As matters stand, the Courts and Tribunals are moving quickly to adapt to the current Covid-19 epidemic by issuing practice directions and rule amendments intended to allow hearings by video, or decisions with hearings dispensed with altogether.

On the one hand, however great the effort, we are seeing delays within the system. Not all Courts remain open, and not all business is equally urgent in the eyes of the Court. On the other hand, the courts where cases are fixed for hearing are reluctant to adjourn even substantial trials despite the substantial logistical difficulties and try to adopt the approach of “business as usual”: see, for instance, In the matter of Blackfriars Ltd [2020] EWHC 845. Even where parties agree to adjourn a case, it cannot be guaranteed that a fixture will be broken.

So, the question then arises whether there is another way to resolve parties’ differences which may be speedier and more convenient for the parties. One obvious route is arbitration of disputes outside the Court system. This not only frees up Court resources; it also gives the parties access to specialist justice with agreed rules of engagement, before a Tribunal that does not have to have regard to any other users of the system, constraints of listing, onerous practice directions, costs and case management hearings, and so on. Some aspects of video hearings – like the swearing of witnesses – remains as yet untested in full.

Those disadvantages do not apply to arbitrations by agreement. The parties are free to determine the procedural rules under which they operate, and have a decision-maker whose undivided attention they enjoy. Of course, there are downsides – the arbitrator is not tax-payer funded (but is a guaranteed specialist if selected properly), and care has to be taken to choose the right arbitral process to match the dispute – from paper arbitrations through to a full “live” hearing conducted either online or (if the Government guidance is relaxed) with appropriate social distancing. Further, the price for this bespoke service is a limited right of appeal on the grounds set out in the Arbitration Act 1996.

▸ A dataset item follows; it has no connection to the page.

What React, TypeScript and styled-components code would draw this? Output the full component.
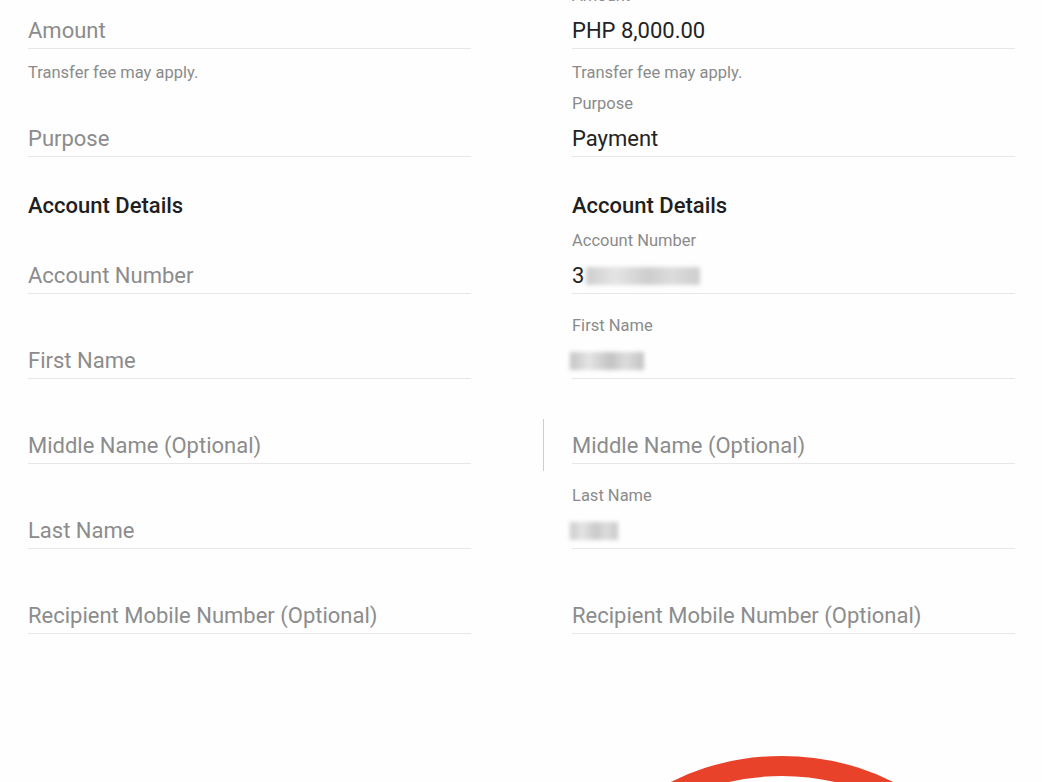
import styled, { createGlobalStyle } from "styled-components";

const GlobalStyle = createGlobalStyle`
  html, body {
    margin: 0;
    padding: 0;
    background: #fefefe;
    overflow: hidden;
  }
  body {
    font-family: Roboto, "Noto Sans", "Liberation Sans", sans-serif;
  }
`;

type FieldProps = {
  label?: string;
  value?: React.ReactNode;
  placeholder?: string;
  marker?: boolean;
};

const Field = ({ label, value, placeholder, marker }: FieldProps) => (
  <FieldBox $marker={marker}>
    <Label>{label ?? "\u00a0"}</Label>
    {value ? <Value>{value}</Value> : <Placeholder>{placeholder}</Placeholder>}
  </FieldBox>
);

export default function App() {
  return (
    <>
      <GlobalStyle />
      <Page>
        <Column>
          <Field placeholder="Amount" />
          <Hint>Transfer fee may apply.</Hint>
          <Field placeholder="Purpose" />
          <Heading>Account Details</Heading>
          <Field placeholder="Account Number" />
          <Field placeholder="First Name" />
          <Field placeholder="Middle Name (Optional)" />
          <Field placeholder="Last Name" />
          <Field placeholder="Recipient Mobile Number (Optional)" />
        </Column>
        <Column>
          <Field label="Amount" value="PHP 8,000.00" />
          <Hint>Transfer fee may apply.</Hint>
          <Field label="Purpose" value="Payment" />
          <Heading>Account Details</Heading>
          <Field
            label="Account Number"
            value={
              <>
                3<Redacted $w={114} $shade="#c9c9c9" />
              </>
            }
          />
          <Field label="First Name" value={<Redacted $w={74} $shade="#bdbdbd" $offset={-2} />} />
          <Field placeholder="Middle Name (Optional)" marker />
          <Field label="Last Name" value={<Redacted $w={48} $shade="#c4c4c4" $offset={-2} />} />
          <Field placeholder="Recipient Mobile Number (Optional)" />
        </Column>
        {/* red marker circle drawn over the bottom of the screenshot */}
        <Circle viewBox="0 0 1042 30" width="1042" height="30">
          <ellipse cx="782" cy="176" rx="200" ry="162" fill="none" stroke="#e8432a" strokeWidth="20" />
        </Circle>
      </Page>
    </>
  );
}

const Page = styled.div`
  position: relative;
  width: 1042px;
  height: 782px;
  padding: 0 27px 0 28px;
  box-sizing: border-box;
  display: grid;
  grid-template-columns: 443px 443px;
  column-gap: 101px;
  overflow: hidden;
`;

const Column = styled.div`
  display: flex;
  flex-direction: column;
  margin-top: -14px;
`;

const FieldBox = styled.div<{ $marker?: boolean }>`
  position: relative;
  display: flex;
  flex-direction: column;
  height: 63px;
  box-sizing: border-box;
  padding-bottom: 4px;
  border-bottom: 1px solid #e7e7e7;
  margin-bottom: 22px;

  &::before {
    content: "";
    display: ${({ $marker }) => ($marker ? "block" : "none")};
    position: absolute;
    left: -29px;
    top: 18px;
    width: 1px;
    height: 52px;
    background: #b9d6d6;
  }
`;

const Label = styled.div`
  font-size: 16.5px;
  line-height: 20px;
  color: #8b8b8b;
  height: 20px;
  margin-bottom: 11px;
`;

const Value = styled.div`
  display: flex;
  align-items: center;
  font-size: 22px;
  line-height: 28px;
  height: 28px;
  color: #232323;
  white-space: nowrap;
`;

const Placeholder = styled(Value)`
  color: #8c8c8c;
`;

const Redacted = styled.span<{ $w: number; $shade: string; $offset?: number }>`
  display: inline-block;
  width: ${({ $w }) => $w}px;
  height: 18px;
  margin-left: ${({ $offset }) => $offset ?? 2}px;
  background: linear-gradient(
    90deg,
    ${({ $shade }) => $shade} 0%,
    #e2e2e2 25%,
    ${({ $shade }) => $shade} 55%,
    #d9d9d9 75%,
    ${({ $shade }) => $shade} 100%
  );
  filter: blur(2px);
  opacity: 0.9;
`;

const Hint = styled.div`
  font-size: 16.5px;
  line-height: 20px;
  color: #8b8b8b;
  margin-top: -8px;
  margin-bottom: 11px;
`;

const Heading = styled.div`
  font-size: 22px;
  font-weight: 500;
  line-height: 26px;
  color: #1f1f1f;
  margin-top: 14px;
  margin-bottom: 12px;
`;

const Circle = styled.svg`
  position: absolute;
  left: 0;
  bottom: 0;
  pointer-events: none;
`;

The arbitration route means that parties can expect a fixed and agreed hearing date for resolution of their dispute, without being made to wait in the uncertain queue which is building in the Civil Courts, and which was a problem even before this pandemic came knocking at our doors. It may even become advisable for parties in pending proceedings to seek to agree to resolve their differences by arbitration – indeed this can be seen to be done now in unopposed (or no longer opposed) renewals under the Landlord and Tenant Act 1954, with parties preferring a specially selected arbitrator, especially if it means otherwise taking their chances before the First Tier Tribunal under the pilot scheme presently in operation. Indeed, if courts take a “business as usual approach” and insist on a timetable which the parties do not find convenient, we see no reason why proceedings in Court should not be stayed in Tomlin order form with the parties agreeing that the dispute be referred to arbitration and a more convenient timetable for resolution of the dispute set.

However, this requires a confidence in arbitration, and a preparedness to enter into post-dispute agreements for arbitration, which are not second nature in real estate litigation. It might be that present circumstances, and finite resources, mean that this cultural antipathy needs to be shed.